Daily Development for
Wednesday, September 13, 1995

by: Patrick A. Randolph, Jr.
Professor of Law
UMKC School of Law
randolphp@umkc.edu

VENDOR/PURCHASER; CONDITIONS; FINANCING CONDITIONS: Where contract requires purchaser to apply for a mortgage loan from an institutional lender within ten days of the contract, purchaser does not satisfy condition when purchaser applies instead to a mortgage broker, if the broker does not transfer the application to an intstitutional lender within ten days. Vafa v. Cramer, 622 N.Y.S.2d 567 (App. Div. 1995).

This one page case, typical of New York appeals court law, fails to give us a lot of information about the court's reasoning. It purports to read the parties' intent as clear and unambiguous. Application was not made to "an institutional lender," ergo, the buyer did not comply with the terms of the condition and was not excused when the lender ultimately declined the loan.

Comment: Although, of course, special information about the precise dealings of the parties is appropriate, this does seem to be extreme reading of a consumer form instrument. Why isn't a mortgage broker an "institution" in the eyes of the typical home purchaser? Does the consumer really know the difference. Did either buyer or seller really understand the nuances of the application requirement. In particular, could the seller explain why it required an institutional lender at the time (before being coached by seller's counsel)? There may good financial reasons to require the buyer to apply directly to an institutional lender, but those reasons are hardly appreciated either by buyers or sellers.

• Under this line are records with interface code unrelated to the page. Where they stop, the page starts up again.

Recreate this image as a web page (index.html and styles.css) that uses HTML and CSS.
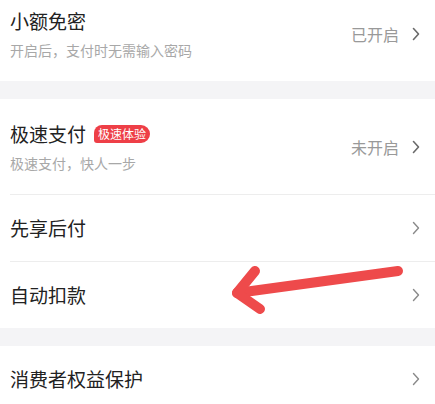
FILE: index.html
```html
<!DOCTYPE html>
<html lang="zh">
<head>
<meta charset="utf-8">
<link rel="stylesheet" href="styles.css">
</head>
<body>
<div class="page">
  <section class="group">
    <div class="row row-first">
      <div class="main">
        <div class="title">小额免密</div>
        <div class="sub">开启后，支付时无需输入密码</div>
      </div>
      <div class="side"><span class="status">已开启</span><svg class="chev dark" viewBox="0 0 8 14" width="8" height="14"><path d="M1.5 1.5 L6.5 7 L1.5 12.5" fill="none" stroke="currentColor" stroke-width="1.6" stroke-linecap="round" stroke-linejoin="round"/></svg></div>
    </div>
  </section>
  <section class="group">
    <div class="row row-tall">
      <div class="main">
        <div class="title">极速支付<span class="badge">极速体验</span></div>
        <div class="sub">极速支付，快人一步</div>
      </div>
      <div class="side"><span class="status">未开启</span><svg class="chev dark" viewBox="0 0 8 14" width="8" height="14"><path d="M1.5 1.5 L6.5 7 L1.5 12.5" fill="none" stroke="currentColor" stroke-width="1.6" stroke-linecap="round" stroke-linejoin="round"/></svg></div>
    </div>
    <div class="divider"></div>
    <div class="row">
      <div class="main"><div class="title">先享后付</div></div>
      <div class="side"><svg class="chev" viewBox="0 0 8 14" width="8" height="14"><path d="M1.5 1.5 L6.5 7 L1.5 12.5" fill="none" stroke="currentColor" stroke-width="1.4" stroke-linecap="round" stroke-linejoin="round"/></svg></div>
    </div>
    <div class="divider"></div>
    <div class="row">
      <div class="main"><div class="title">自动扣款</div></div>
      <div class="side"><svg class="chev" viewBox="0 0 8 14" width="8" height="14"><path d="M1.5 1.5 L6.5 7 L1.5 12.5" fill="none" stroke="currentColor" stroke-width="1.4" stroke-linecap="round" stroke-linejoin="round"/></svg></div>
    </div>
  </section>
  <section class="group">
    <div class="row">
      <div class="main"><div class="title">消费者权益保护</div></div>
      <div class="side"><svg class="chev" viewBox="0 0 8 14" width="8" height="14"><path d="M1.5 1.5 L6.5 7 L1.5 12.5" fill="none" stroke="currentColor" stroke-width="1.4" stroke-linecap="round" stroke-linejoin="round"/></svg></div>
    </div>
  </section>
  <svg class="arrow" viewBox="0 0 435 404" width="435" height="404">
    <g fill="none" stroke="#ee4a4b" stroke-width="10" stroke-linecap="round" stroke-linejoin="round">
      <path d="M398 271 L237 293"/>
      <path d="M255 271 L237 293 L260 309"/>
    </g>
  </svg>
</div>
</body>
</html>
```
FILE: styles.css
```css
html, body {
  margin: 0;
  padding: 0;
}
body {
  background: #f4f4f6;
  font-family: "Noto Sans CJK SC", "Noto Sans", sans-serif;
  width: 435px;
  height: 404px;
  overflow: hidden;
}
.page {
  position: relative;
  display: flex;
  flex-direction: column;
  gap: 18px;
}
.group {
  background: #ffffff;
  display: flex;
  flex-direction: column;
}
.row {
  display: flex;
  align-items: center;
  justify-content: space-between;
  height: 66px;
  padding: 0 15px 0 10px;
  box-sizing: border-box;
}
.row-first {
  height: 81px;
  padding-bottom: 13px;
}
.row-tall {
  height: 95px;
}
.main {
  display: flex;
  flex-direction: column;
  gap: 6px;
}
.title {
  font-size: 19px;
  line-height: 26px;
  color: #222222;
  display: flex;
  align-items: center;
}
.sub {
  font-size: 14px;
  line-height: 20px;
  color: #a8a8a8;
}
.badge {
  margin-left: 8px;
  background: #ee3f47;
  color: #ffffff;
  font-size: 12px;
  line-height: 18px;
  height: 18px;
  padding: 0 4px 0 4px;
  border-radius: 8px 9px 9px 3px;
}
.side {
  display: flex;
  align-items: center;
  gap: 13px;
}
.status {
  font-size: 16px;
  color: #999999;
}
.chev {
  color: #8a8a8a;
  display: block;
}
.chev.dark {
  color: #6a6a6a;
}
.divider {
  height: 1px;
  background: #ededed;
  margin-left: 10px;
}
.arrow {
  position: absolute;
  left: 0;
  top: 0;
  pointer-events: none;
}
```
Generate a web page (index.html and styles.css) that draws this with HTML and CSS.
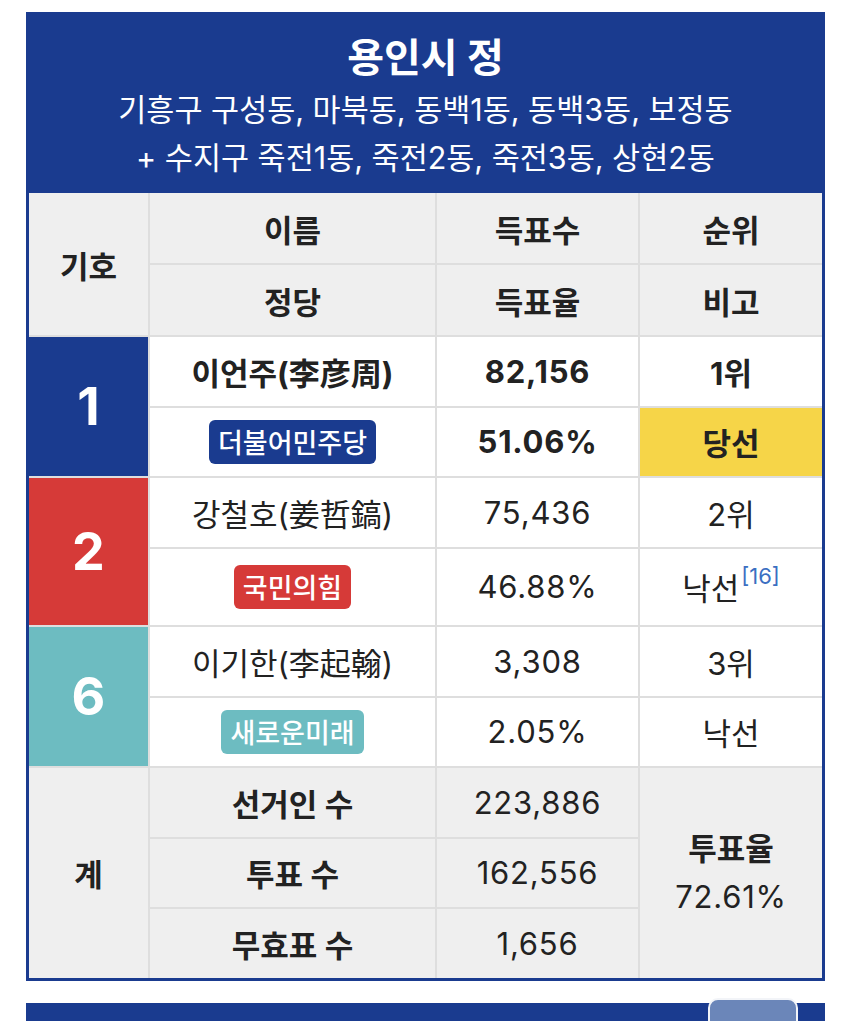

It would seem better, at least, for the court to inquire whether the parties, at the time of the contract, knew and appreciated the distinction between a mortgage broker and an institutional lender and bargained with only one type of loan application in mind.

Comment 2: Even assuming that the contract is deemed to be clear, is there really a significant difference in the modern marketplace between a mortgage broker and an institutional lender. Don't many "institutional lenders" trade their mortgage paper on the marketplace in exactly the same way that mortgage brokers do? In fact, would most institutional lenders actually be able to keep all the loans they underwrite, or are they (or at least the successful ones) constantly skirting lending authority limitations - selling off their portfolios soon after they develop them? In such a climate, is there really a meaningful distinction as to the type of lender? Should we read the requirement for application to an institutional lender to be a requirement for a formal loan application filed with a party who will seek to fund the loan from standard institutional sources?